Knitted the first part of my first sock last night (couldn’t sleep very well due to stress – sort of predictable under the circumstances) and am moderately pleased at how it’s coming out. I think I’d have preferred a color-change yarn with longer stretches of color, but it’s what I’ve got right now. We’ll see how it turns out.
by Tien Chiu
So, I spent three hours yesterday looking through the free sock patterns on knittingpatterncentral.com. And printing out bunches of them. (I am not distractable, no indeedy.) Then I spent an hour or so going through my “orphan” balls of yarn. I finally settled on four different sock patterns and four kinds of yarn, which I think will produce a most delightful set of socks. I plan to use wooden needles and smuggle them through airport security if necessary; 5″ bamboo needles are just right for sticking in a pocket, and they don’t show up on metal detectors. (They’re also about as dangerous as a ball-point pen. Stop! Hold it right there or I shall stab you with my pen!) I will probably bring a book as backup, though, and perhaps a kumihimo disk or two. (Not terrified of boredom. Really.)
Some of these “orphan” yarns aren’t stretchy (the silk/cashmere and the 100% handspun silk for one) so I will have to add elastic on the inside, after knitting (thread a thin thread of elastic through the inside part of the ribbing. No problem there.
This will, of course, force me to learn to knit from the top down. I’m a little nervous about that since I’ve always knitted socks from the toe up using my own, highly individual method of knitting socks. (I figured out how to knit them without instructions when I was stranded on a plane with nothing else to do and had forgotten the instructions at home!) But I’m sure I’ll manage.
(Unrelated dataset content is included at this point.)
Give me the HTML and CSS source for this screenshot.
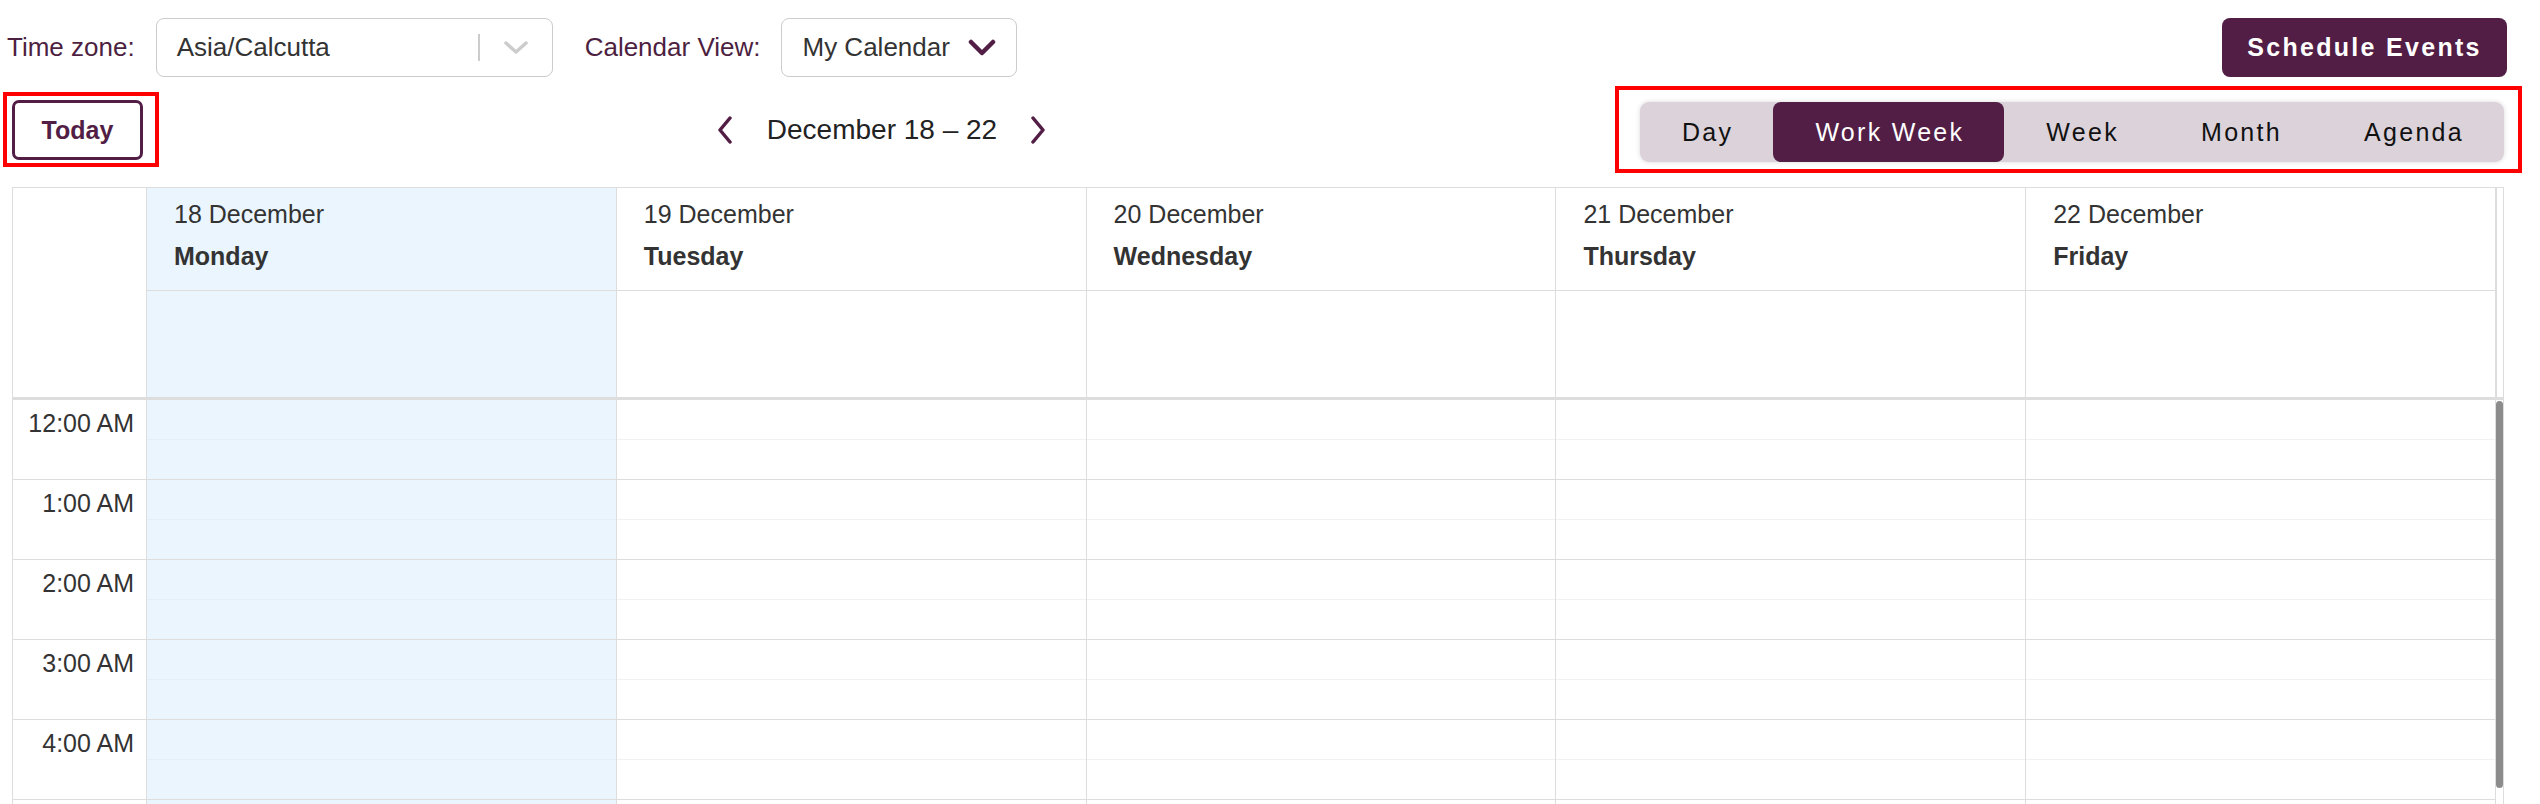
FILE: index.html
```html
<!DOCTYPE html>
<html>
<head>
	<title>Calendar</title>
	<meta name="viewport" content="width=device-width">
	<link rel="stylesheet" href="styles.css">
</head>
<body>
	<div class="page">
		<div class="filters">
			<span class="filter-label">Time zone:</span>
			<div class="select select-tz">
				<span class="select-value">Asia/Calcutta</span>
				<span class="select-sep"></span>
				<svg class="select-arrow" width="26" height="16" viewBox="0 0 26 16"><polyline points="3,3 13,12 23,3" fill="none" stroke="#cccccc" stroke-width="3.5" stroke-linecap="round" stroke-linejoin="round"/></svg>
			</div>
			<span class="filter-label">Calendar View:</span>
			<div class="select select-view">
				<span class="select-value">My Calendar</span>
				<svg width="28" height="18" viewBox="0 0 28 18"><polyline points="3,3 14,14 25,3" fill="none" stroke="#521e45" stroke-width="4.5" stroke-linecap="round" stroke-linejoin="round"/></svg>
			</div>
			<button class="schedule-btn">Schedule Events</button>
		</div>

		<div class="toolbar">
			<div class="mark mark-today">
				<button class="today-btn">Today</button>
			</div>
			<div class="nav">
				<svg width="16" height="28" viewBox="0 0 16 28"><polyline points="13,2 3,14 13,26" fill="none" stroke="#521e45" stroke-width="3.5" stroke-linecap="round" stroke-linejoin="round"/></svg>
				<span class="nav-label">December 18 – 22</span>
				<svg width="16" height="28" viewBox="0 0 16 28"><polyline points="3,2 13,14 3,26" fill="none" stroke="#521e45" stroke-width="3.5" stroke-linecap="round" stroke-linejoin="round"/></svg>
			</div>
			<div class="mark mark-views">
				<div class="views">
					<button class="view-btn">Day</button>
					<button class="view-btn active">Work Week</button>
					<button class="view-btn">Week</button>
					<button class="view-btn">Month</button>
					<button class="view-btn">Agenda</button>
				</div>
			</div>
		</div>

		<div class="calendar">
			<div class="cal-head">
				<div class="head-cell gutter-cell"></div>
				<div class="head-cell today"><div class="date">18 December</div><div class="dow">Monday</div></div>
				<div class="head-cell"><div class="date">19 December</div><div class="dow">Tuesday</div></div>
				<div class="head-cell"><div class="date">20 December</div><div class="dow">Wednesday</div></div>
				<div class="head-cell"><div class="date">21 December</div><div class="dow">Thursday</div></div>
				<div class="head-cell"><div class="date">22 December</div><div class="dow">Friday</div></div>
				<div class="head-gap"></div>

				<div class="allday-cell gutter-cell"></div>
				<div class="allday-cell today"></div>
				<div class="allday-cell"></div>
				<div class="allday-cell"></div>
				<div class="allday-cell"></div>
				<div class="allday-cell"></div>
				<div class="head-gap"></div>
			</div>

			<div class="cal-body">
				<div class="gutter">
					<div class="hour"><span>12:00 AM</span></div>
					<div class="hour"><span>1:00 AM</span></div>
					<div class="hour"><span>2:00 AM</span></div>
					<div class="hour"><span>3:00 AM</span></div>
					<div class="hour"><span>4:00 AM</span></div>
					<div class="hour"></div>
				</div>
				<div class="day today">
					<div class="hour"><div class="half"></div></div>
					<div class="hour"><div class="half"></div></div>
					<div class="hour"><div class="half"></div></div>
					<div class="hour"><div class="half"></div></div>
					<div class="hour"><div class="half"></div></div>
					<div class="hour"><div class="half"></div></div>
				</div>
				<div class="day">
					<div class="hour"><div class="half"></div></div>
					<div class="hour"><div class="half"></div></div>
					<div class="hour"><div class="half"></div></div>
					<div class="hour"><div class="half"></div></div>
					<div class="hour"><div class="half"></div></div>
					<div class="hour"><div class="half"></div></div>
				</div>
				<div class="day">
					<div class="hour"><div class="half"></div></div>
					<div class="hour"><div class="half"></div></div>
					<div class="hour"><div class="half"></div></div>
					<div class="hour"><div class="half"></div></div>
					<div class="hour"><div class="half"></div></div>
					<div class="hour"><div class="half"></div></div>
				</div>
				<div class="day">
					<div class="hour"><div class="half"></div></div>
					<div class="hour"><div class="half"></div></div>
					<div class="hour"><div class="half"></div></div>
					<div class="hour"><div class="half"></div></div>
					<div class="hour"><div class="half"></div></div>
					<div class="hour"><div class="half"></div></div>
				</div>
				<div class="day">
					<div class="hour"><div class="half"></div></div>
					<div class="hour"><div class="half"></div></div>
					<div class="hour"><div class="half"></div></div>
					<div class="hour"><div class="half"></div></div>
					<div class="hour"><div class="half"></div></div>
					<div class="hour"><div class="half"></div></div>
				</div>
				<div class="scrollbar"><div class="thumb"></div></div>
			</div>
		</div>
	</div>
</body>
</html>
```

FILE: styles.css
```css
*{
	margin: 0;
	padding: 0;
	box-sizing: border-box;
}
html, body{
	height: 804px;
	overflow: hidden;
	background: #fff;
}
body{
	font-family: "Liberation Sans", Arial, sans-serif;
	color: #333;
}
button{
	font-family: inherit;
	border: none;
	background: none;
	cursor: pointer;
}
.page{
	padding: 18px 36px 0 12px;
}

/* top filters */
.filters{
	display: flex;
	align-items: center;
	height: 59px;
	margin-left: -5px;
	margin-right: -3px;
}
.filter-label{
	font-size: 26px;
	color: #4d1f41;
	margin-right: 21px;
}
.select{
	display: flex;
	align-items: center;
	height: 59px;
	border: 1.5px solid #cccccc;
	border-radius: 8px;
	font-size: 26px;
	color: #333;
}
.select-tz{
	width: 397px;
	padding: 0 23px 0 20px;
	margin-right: 32px;
}
.select-tz .select-value{
	flex: 1;
}
.select-sep{
	width: 1.5px;
	height: 27px;
	background: #cccccc;
	margin-right: 23px;
}
.select-view{
	width: 236px;
	padding: 0 20px 0 20px;
	justify-content: space-between;
}
.schedule-btn{
	margin-left: auto;
	width: 285px;
	height: 59px;
	border-radius: 8px;
	background: #521e45;
	color: #fff;
	font-size: 25px;
	font-weight: bold;
	letter-spacing: 2.3px;
}

/* toolbar */
.toolbar{
	display: flex;
	align-items: center;
	margin-top: 9px;
	margin-left: -9px;
	margin-right: -18px;
}
.mark{
	border: 4px solid #ff0000;
}
.mark-today{
	padding: 4px 12px 3px 5px;
}
.mark-views{
	padding: 12px 14px 7px 21px;
}
.today-btn{
	display: block;
	width: 131px;
	height: 60px;
	border: 3px solid #521e45;
	border-radius: 7px;
	background: #fff;
	color: #521e45;
	font-size: 25px;
	font-weight: bold;
}
.nav{
	flex: 1;
	display: flex;
	align-items: center;
	justify-content: center;
	padding-right: 11px;
}
.nav svg{
	display: block;
}
.nav-label{
	font-size: 28px;
	color: #222;
	margin: 0 33px 0 34px;
}
.views{
	display: flex;
	height: 60px;
	background: #dbd2da;
	border-radius: 9px;
	box-shadow: 0 0 5px rgba(0, 0, 0, 0.15);
}
.view-btn{
	height: 60px;
	padding: 0 40px 0 42px;
	font-size: 25px;
	letter-spacing: 2.3px;
	color: #111;
	border-radius: 8px;
}
.view-btn.active{
	background: #521e45;
	color: #fff;
}

/* calendar */
.calendar{
	margin-top: 14px;
	border: 1px solid #dddddd;
	border-bottom: none;
}
.cal-head, .cal-body{
	display: grid;
	grid-template-columns: 134px repeat(5, 1fr) 7px;
}
.head-cell{
	height: 103px;
	padding: 12px 0 0 27px;
	border-right: 1px solid #dddddd;
	border-bottom: 1px solid #dddddd;
}
.head-cell.gutter-cell{
	border-bottom: none;
}
.head-cell .date{
	font-size: 25px;
	line-height: 29px;
}
.head-cell .dow{
	font-size: 25px;
	line-height: 29px;
	font-weight: bold;
	margin-top: 13px;
}
.allday-cell{
	height: 106px;
	border-right: 1px solid #dddddd;
}
.today{
	background: #eaf5fe;
}
.head-gap{
	border-left: 1px solid #dddddd;
}
.cal-body{
	border-top: 3px solid #dddddd;
}
.gutter, .day{
	border-right: 1px solid #dddddd;
}
.hour{
	height: 80px;
	border-bottom: 1px solid #dddddd;
}
.gutter .hour{
	text-align: right;
	padding: 9px 12px 0 0;
	font-size: 25px;
	line-height: 29px;
	color: #333;
}
.half{
	height: 40px;
	border-bottom: 1px solid #f1f1f1;
}
.today .half{
	border-bottom-color: #e4eef7;
}
.scrollbar{
	padding-top: 1px;
}
.thumb{
	width: 7px;
	height: 387px;
	border-radius: 4px;
	background: #8c8c8c;
}
```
Now, I just have to knit swatches and see how much I’ll have to adapt the patterns.
by Tien Chiu
So, it’s T minus 5 days to the China trip, and travel panic is starting to set in. Me being me, I am blithely unconcerned about plane tickets, money, passports, whether I’ll have the right clothing, whether I’ll get lost in a foreign city and be totally unable to communicate with local passersby, and so on. Those are but minor details. No, my particular manifestation of motion sickness is: four or five days before I leave, I am guaranteed to go majorly nuts on the subject of what craft(s) to bring.
In practice I know I will wind up taking my knitting, because it’s the most compact method to create absolutely gorgeous finework while on a plane, bus, etc. (I would take cross stitch, but the counted cross stitch kind – which is the only kind that even vaguely interests me – takes too much attention.) But first I have to go to my local fiber arts shop, Carolina Homespun, and spend two hours looking through absolutely everything in the store to confirm that yes, knitting is the best thing to take with me. Nutty but necessary, I guess.
I never worry about anything except what craft to bring. I guess it’s because I’m perpetually terrified of boredom.
Anyway, some of the stuff I’m considering (but will probably not buy) includes kumihimo disks and Weavettes . Not to mention sock patterns – I do have lots and lots of sock yarn, or stuff that could be used as sock yarn, which I could knit up mindlessly.